→ What you will do
Extract the lines up to and including the one that contains "import React from", starting with the first line of the entries below, and omit the pictures.

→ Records

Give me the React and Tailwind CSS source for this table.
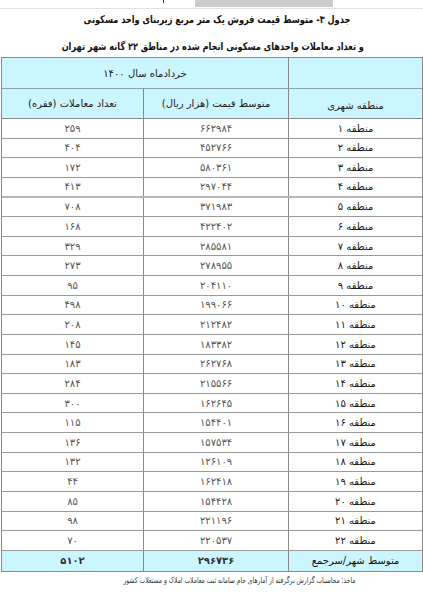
import React from "react";

const rows = [
  ["منطقه ۱", "۶۶۲۹۸۴", "۲۵۹"],
  ["منطقه ۲", "۴۵۲۷۶۶", "۴۰۴"],
  ["منطقه ۳", "۵۸۰۳۶۱", "۱۷۲"],
  ["منطقه ۴", "۲۹۷۰۴۴", "۴۱۳"],
  ["منطقه ۵", "۳۷۱۹۸۳", "۷۰۸"],
  ["منطقه ۶", "۴۲۲۴۰۲", "۱۶۸"],
  ["منطقه ۷", "۲۸۵۵۸۱", "۳۲۹"],
  ["منطقه ۸", "۲۷۸۹۵۵", "۲۷۳"],
  ["منطقه ۹", "۲۰۴۱۱۰", "۹۵"],
  ["منطقه ۱۰", "۱۹۹۰۶۶", "۴۹۸"],
  ["منطقه ۱۱", "۲۱۲۴۸۲", "۲۰۸"],
  ["منطقه ۱۲", "۱۸۳۳۸۲", "۱۴۵"],
  ["منطقه ۱۳", "۲۶۲۷۶۸", "۱۸۳"],
  ["منطقه ۱۴", "۲۱۵۵۶۶", "۲۸۴"],
  ["منطقه ۱۵", "۱۶۲۶۴۵", "۳۰۰"],
  ["منطقه ۱۶", "۱۵۴۴۰۱", "۱۱۵"],
  ["منطقه ۱۷", "۱۵۷۵۳۴", "۱۳۶"],
  ["منطقه ۱۸", "۱۲۶۱۰۹", "۱۳۲"],
  ["منطقه ۱۹", "۱۶۲۴۱۸", "۴۴"],
  ["منطقه ۲۰", "۱۵۴۴۲۸", "۸۵"],
  ["منطقه ۲۱", "۲۲۱۱۹۶", "۹۸"],
  ["منطقه ۲۲", "۲۲۰۵۳۷", "۷۰"],
];

export default function App() {
  return (
    <div
      className="w-[423px] h-[593px] bg-white overflow-hidden"
      style={{ fontFamily: '"DejaVu Sans", Tahoma, sans-serif' }}
    >
      {/* top strip */}
      <div className="h-[9px] border-b border-[#e0e0e0] flex items-start">
        <div className="w-[163px] shrink-0" />
        <div className="w-[1px] h-[3px] bg-[#333] shrink-0" />
        <div className="w-[31px] shrink-0" />
        <div className="w-[138px] h-[7px] bg-[#cccccc] shrink-0" />
      </div>

      <div dir="rtl" className="flex flex-col">
        <div className="h-[21px] flex items-center justify-center pt-[1px] pl-[10px]">
          <span className="whitespace-nowrap text-[10.5px] font-bold text-[#111] scale-x-[0.78]">
            جدول ۳- متوسط قیمت فروش یک متر مربع زیربنای واحد مسکونی
          </span>
        </div>
        <div className="h-[27px] flex items-end justify-center pb-[2px] pl-[2px]">
          <span className="whitespace-nowrap text-[10.5px] font-bold text-[#111] scale-x-[0.78]">
            و تعداد معاملات واحدهای مسکونی انجام شده در مناطق ۲۲ گانه شهر تهران
          </span>
        </div>

        <div className="w-[422px] border border-[#8a8a8a] text-[10px] text-[#222]">
          {/* header row 1 */}
          <div className="grid grid-cols-[134px_1fr] h-[31px] bg-[#ccf6ff] border-b border-[#8aa3aa]">
            <div className="border-l border-[#8a8a8a]" />
            <div className="flex items-center justify-center">خردادماه سال ۱۴۰۰</div>
          </div>
          {/* header row 2 */}
          <div className="grid grid-cols-[134px_145px_1fr] h-[30px] bg-[#ccf6ff] border-b border-[#8a8a8a]">
            <div className="border-l border-[#8a8a8a] flex items-center justify-center pt-[3px]">منطقه شهری</div>
            <div className="border-l border-[#8a8a8a] flex items-center justify-center">متوسط قیمت (هزار ریال)</div>
            <div className="flex items-center justify-center">تعداد معاملات (فقره)</div>
          </div>
          {rows.map((r, i) => (
            <div
              key={i}
              className={
                "grid grid-cols-[134px_145px_1fr] h-[19.64px] " +
                (i === 3 ? "border-b-2 border-[#b5b5b5]" : "border-b border-[#9a9a9a]")
              }
            >
              <div className="border-l border-[#8a8a8a] flex items-center justify-center text-[#1a1a1a]">{r[0]}</div>
              <div className="border-l border-[#8a8a8a] flex items-center justify-center text-[#555]">{r[1]}</div>
              <div className="flex items-center justify-center text-[#555]">{r[2]}</div>
            </div>
          ))}
          <div className="grid grid-cols-[134px_145px_1fr] h-[20px] bg-[#ccf6ff]">
            <div className="border-l border-[#8a8a8a] flex items-center justify-center text-[#111]">متوسط شهر/سرجمع</div>
            <div className="border-l border-[#8a8a8a] flex items-center justify-center font-bold text-[#333]">۲۹۶۷۳۶</div>
            <div className="flex items-center justify-center font-bold text-[#333]">۵۱۰۲</div>
          </div>
        </div>

        <div className="pr-[68px] pt-[3px] flex">
          <span className="inline-block whitespace-nowrap text-[8px] text-[#333] scale-x-[0.75] origin-right">
            ماخذ: محاسبات گزارش برگرفته از آمارهای خام سامانه ثبت معاملات املاک و مستغلات کشور
          </span>
        </div>
      </div>
    </div>
  );
}
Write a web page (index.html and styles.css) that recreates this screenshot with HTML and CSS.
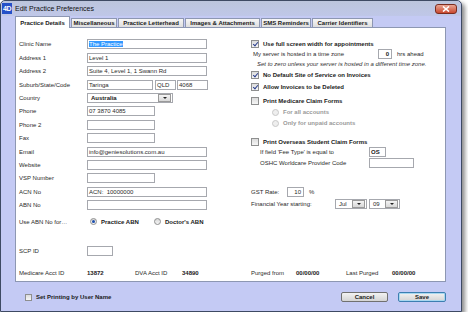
FILE: index.html
```html
<!DOCTYPE html>
<html lang="en">

<head>
    <meta charset="UTF-8">
    <title>Edit Practice Preferences</title>
    <link rel="stylesheet" href="styles.css">
</head>

<body>
    <div class="window">
        <!-- 标题栏 -->
        <div class="titlebar">
            <span class="app-icon">4D</span>
            <span class="title">Edit Practice Preferences</span>
            <span class="close-btn">
                <svg width="8" height="6" viewBox="0 0 8 6"><path d="M1 0.5 L7 5.5 M7 0.5 L1 5.5" stroke="#fff" stroke-width="1.6"/></svg>
            </span>
        </div>

        <div class="dialog">
            <!-- 选项卡 -->
            <div class="tabs">
                <div class="tab active" style="width:55px">Practice Details</div>
                <div class="tab" style="width:46px">Miscellaneous</div>
                <div class="tab" style="width:66px">Practice Letterhead</div>
                <div class="tab" style="width:75px">Images &amp; Attachments</div>
                <div class="tab" style="width:50px">SMS Reminders</div>
                <div class="tab" style="width:61px">Carrier Identifiers</div>
            </div>

            <div class="panel">
                <!-- 左侧：诊所信息 -->
                <div class="col-left">
                    <div class="field"><span class="label">Clinic Name</span><span class="input w-long"><span class="selected-text">The Practice</span></span></div>
                    <div class="field"><span class="label">Address 1</span><span class="input w-long">Level 1</span></div>
                    <div class="field"><span class="label">Address 2</span><span class="input w-long">Suite 4, Level 1, 1 Swann Rd</span></div>
                    <div class="field"><span class="label">Suburb/State/Code</span><span class="input w-suburb">Taringa</span><span class="input w-state">QLD</span><span class="input w-code">4068</span></div>
                    <div class="field"><span class="label">Country</span><span class="select w-country"><b>Australia</b><span class="drop"></span></span></div>
                    <div class="field"><span class="label">Phone</span><span class="input w-mid">07 3870 4085</span></div>
                    <div class="field"><span class="label">Phone 2</span><span class="input w-mid"></span></div>
                    <div class="field"><span class="label">Fax</span><span class="input w-mid"></span></div>
                    <div class="field"><span class="label">Email</span><span class="input w-long">info@geniesolutions.com.au</span></div>
                    <div class="field"><span class="label">Website</span><span class="input w-long"></span></div>
                    <div class="field"><span class="label">VSP Number</span><span class="input w-mid"></span></div>
                    <div class="field"><span class="label">ACN No</span><span class="input w-long">ACN:&nbsp; 10000000</span></div>
                    <div class="field"><span class="label">ABN No</span><span class="input w-long"></span></div>
                    <div class="field abn-row">
                        <span class="label">Use ABN No for…</span>
                        <span class="radio checked"></span><b class="radio-text">Practice ABN</b>
                        <span class="radio doctor"></span><b class="radio-text">Doctor's ABN</b>
                    </div>
                    <div class="field scp-row"><span class="label">SCP ID</span><span class="input w-scp"></span></div>
                    <div class="field acct-row">
                        <span class="label">Medicare Acct ID</span><b class="value w-48">13872</b>
                        <span class="label w-47">DVA Acct ID</span><b class="value">34890</b>
                    </div>
                </div>

                <!-- 右侧：选项 -->
                <div class="col-right">
                    <div class="row r1"><span class="check checked"></span><b>Use full screen width for appointments</b></div>
                    <div class="row r2 indent-2"><span class="server-label">My server is hosted in a time zone</span><span class="input w-hrs num"><b>0</b></span><span class="after">hrs ahead</span></div>
                    <div class="row r3 indent-6 hint">Set to zero unless your server is hosted in a different time zone.</div>
                    <div class="row r4"><span class="check checked"></span><b>No Default Site of Service on Invoices</b></div>
                    <div class="row r5"><span class="check checked"></span><b>Allow Invoices to be Deleted</b></div>
                    <div class="row r6"><span class="check"></span><b>Print Medicare Claim Forms</b></div>
                    <div class="row r7 indent-21 disabled"><span class="radio off"></span><b>For all accounts</b></div>
                    <div class="row r8 indent-21 disabled"><span class="radio off"></span><b>Only for unpaid accounts</b></div>
                    <div class="row r9"><span class="check"></span><b>Print Overseas Student Claim Forms</b></div>
                    <div class="row r10 indent-9"><span class="fee-label">If field 'Fee Type' is equal to</span><span class="input w-os"><b>OS</b></span></div>
                    <div class="row r11 indent-9"><span class="fee-label">OSHC Worldcare Provider Code</span><span class="input w-oshc"></span></div>
                    <div class="row r12"><span class="gst-label">GST Rate:</span><span class="input w-gst num">10</span><span class="after">%</span></div>
                    <div class="row r13"><span class="year-label">Financial Year starting:</span><span class="select w-jul">Jul<span class="drop"></span></span><span class="select w-yr">09<span class="drop"></span></span></div>
                    <div class="row purged">
                        <span class="purged-label">Purged from</span><b class="purged-value">00/00/00</b>
                        <span class="purged-label2">Last Purged</span><b>00/00/00</b>
                    </div>
                </div>
            </div>

            <!-- 底部按钮 -->
            <div class="footer">
                <span class="check"></span><b>Set Printing by User Name</b>
                <button class="btn cancel">Cancel</button>
                <button class="btn save">Save</button>
            </div>
        </div>
    </div>
</body>

</html>
```

FILE: styles.css
```css
/* 页面基础 */
body {
    margin: 0;
    background-color: #fff;
    font-family: "Liberation Sans", Arial, sans-serif;
    font-size: 6px;
    color: #2a2a2a;
}

b {
    font-weight: bold;
    color: #1a1a1a;
}

/* 窗口外框 */
.window {
    width: 460px;
    height: 310px;
    border: 1px solid #3e4a63;
    border-radius: 5px 5px 0 0;
    background-color: #c4caf4;
    box-shadow: 3px 3px 4px rgba(0, 0, 0, 0.45);
    display: flex;
    flex-direction: column;
}

/* 标题栏 */
.titlebar {
    height: 15px;
    display: flex;
    align-items: center;
    padding-left: 1px;
    border-radius: 5px 5px 0 0;
    background: linear-gradient(#bcc5dc, #bfc7e8);
}

.app-icon {
    width: 10px;
    height: 11px;
    background-color: #2450c8;
    color: #fff;
    font-size: 7px;
    font-weight: bold;
    display: flex;
    align-items: center;
    justify-content: center;
    margin-right: 3px;
    letter-spacing: -0.5px;
}

.title {
    font-size: 7px;
    color: #111;
}

.close-btn {
    margin-left: auto;
    margin-right: 4px;
    width: 20px;
    height: 8px;
    border: 1px solid #7b2c1f;
    border-radius: 3px;
    background: linear-gradient(#e9a594, #c9482f);
    display: flex;
    align-items: center;
    justify-content: center;
}

/* 对话框主体 */
.dialog {
    flex: 1;
    display: flex;
    flex-direction: column;
    padding: 0 15px 0 14px;
}

/* 选项卡 */
.tabs {
    height: 11px;
    display: flex;
    align-items: flex-end;
    position: relative;
    z-index: 1;
}

.tab {
    height: 9px;
    box-sizing: border-box;
    border: 1px solid #8d97b2;
    border-bottom: none;
    background: linear-gradient(#f6f6f6, #dedede);
    font-weight: bold;
    color: #1a1a1a;
    display: flex;
    align-items: center;
    justify-content: center;
    white-space: nowrap;
    margin-right: 1px;
}

.tab.active {
    height: 12px;
    margin-bottom: -1px;
    background: #fff;
}

/* 白色面板 */
.panel {
    height: 255px;
    box-sizing: border-box;
    border: 1px solid #8d97b2;
    background-color: #fff;
    display: flex;
}

.col-left {
    width: 229px;
    padding: 9.8px 0 0 3px;
    box-sizing: border-box;
}

.field {
    height: 13.4px;
    display: flex;
    align-items: center;
}

.label {
    width: 68px;
    flex-shrink: 0;
}

.abn-row {
    margin-top: 3px;
}

.scp-row {
    margin-top: 15.7px;
}

.acct-row {
    margin-top: 8.6px;
}

.value.w-48 {
    width: 48px;
}

.label.w-47 {
    width: 47px;
}

/* 输入框 */
.input {
    height: 10px;
    box-sizing: border-box;
    border: 1px solid #a6a8ae;
    background-color: #fff;
    display: flex;
    align-items: center;
    padding-left: 1px;
    white-space: nowrap;
    overflow: hidden;
    flex-shrink: 0;
}

.selected-text {
    background-color: #3399ff;
    color: #fff;
}

.w-long { width: 120px; }
.w-mid { width: 68px; }
.w-suburb { width: 66px; }
.w-state { width: 21px; margin-left: 2px; }
.w-code { width: 31px; margin-left: 1px; }
.w-scp { width: 26px; }
.w-hrs { width: 14px; }
.w-os { width: 17px; }
.w-oshc { width: 45px; }
.w-gst { width: 17px; }

.num {
    justify-content: flex-end;
    padding-right: 2px;
}

/* 下拉框 */
.select {
    height: 10px;
    box-sizing: border-box;
    border: 1px solid #a6a8ae;
    background-color: #fff;
    display: flex;
    align-items: center;
    padding-left: 3px;
    flex-shrink: 0;
}

.select .drop {
    margin-left: auto;
    margin-right: 1px;
    width: 11px;
    height: 6px;
    border: 1px solid #9a9a9a;
    background: linear-gradient(#f4f4f4, #d8d8d8);
    position: relative;
}

.select .drop::after {
    content: "";
    position: absolute;
    left: 4px;
    top: 2px;
    border-left: 2px solid transparent;
    border-right: 2px solid transparent;
    border-top: 2px solid #222;
}

.w-country { width: 86px; }
.w-jul { width: 32px; }
.w-yr { width: 31px; margin-left: 2px; }

/* 复选框与单选框 */
.check {
    width: 6px;
    height: 6px;
    border: 1px solid #8e8f8f;
    background: linear-gradient(#dcdcdc, #f6f6f6);
    margin-right: 4px;
    flex-shrink: 0;
    position: relative;
}

.check.checked::after {
    content: "";
    position: absolute;
    left: 2px;
    top: 0;
    width: 2px;
    height: 4px;
    border-right: 1.3px solid #2b3f8e;
    border-bottom: 1.3px solid #2b3f8e;
    transform: rotate(40deg);
}

.radio {
    width: 5px;
    height: 5px;
    border: 1px solid #8e8f8f;
    border-radius: 50%;
    background: linear-gradient(#d8d8d8, #f6f6f6);
    flex-shrink: 0;
    margin-right: 4px;
    position: relative;
}

.radio.checked::after {
    content: "";
    position: absolute;
    left: 1px;
    top: 1px;
    width: 3px;
    height: 3px;
    border-radius: 50%;
    background-color: #1d4fae;
}

.radio.checked {
    margin-left: 3px;
}

.radio-text {
    width: 53px;
}

.radio.off {
    border-color: #c8c8c8;
    background: #eee;
}

/* 右侧选项 */
.col-right {
    flex: 1;
    display: flex;
    flex-direction: column;
    padding: 11px 0 3px 6px;
}

.row {
    height: 10px;
    display: flex;
    align-items: center;
    white-space: nowrap;
}

.r4 { margin-top: 1px; }
.r5 { margin-top: 2px; }
.r6 { margin-top: 4px; }
.r7 { margin-top: 1px; }
.r8 { margin-top: 1px; }
.r9 { margin-top: 9px; }
.r11 { margin-top: 1px; }
.r12 { margin-top: 19px; }
.r13 { margin-top: 2px; }

.indent-2 { padding-left: 2px; }
.indent-6 { padding-left: 6px; }
.indent-9 { padding-left: 9px; }
.indent-21 { padding-left: 21px; }

.hint {
    font-style: italic;
    color: #333;
}

.disabled b {
    color: #9a9a9a;
}

.server-label { width: 125px; }
.fee-label { width: 109px; }
.gst-label { width: 36px; }
.year-label { width: 84px; }

.after {
    margin-left: 5px;
}

.purged {
    margin-top: auto;
    padding-left: -1px;
}

.purged-label { width: 45px; }
.purged-value { width: 50px; }
.purged-label2 { width: 46px; }

/* 底部 */
.footer {
    flex: 1;
    display: flex;
    align-items: center;
    padding-left: 10px;
    padding-top: 1px;
}

.footer .check {
    width: 5px;
    height: 5px;
}

.btn {
    height: 10px;
    padding: 0;
    border: 1px solid #707070;
    border-radius: 2px;
    background: linear-gradient(#f2f2f2, #d4d4d4);
    font-family: "Liberation Sans", Arial, sans-serif;
    font-size: 6px;
    font-weight: bold;
    color: #1a1a1a;
    cursor: pointer;
}

.btn.cancel {
    width: 47px;
    margin-left: auto;
}

.btn.save {
    width: 48px;
    margin-left: 10px;
    border-color: #3c7fb1;
    box-shadow: inset 0 0 0 1px #a8d8f0;
}
```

→ Task result
Give me the React and Tailwind CSS source for this table.
import React from "react";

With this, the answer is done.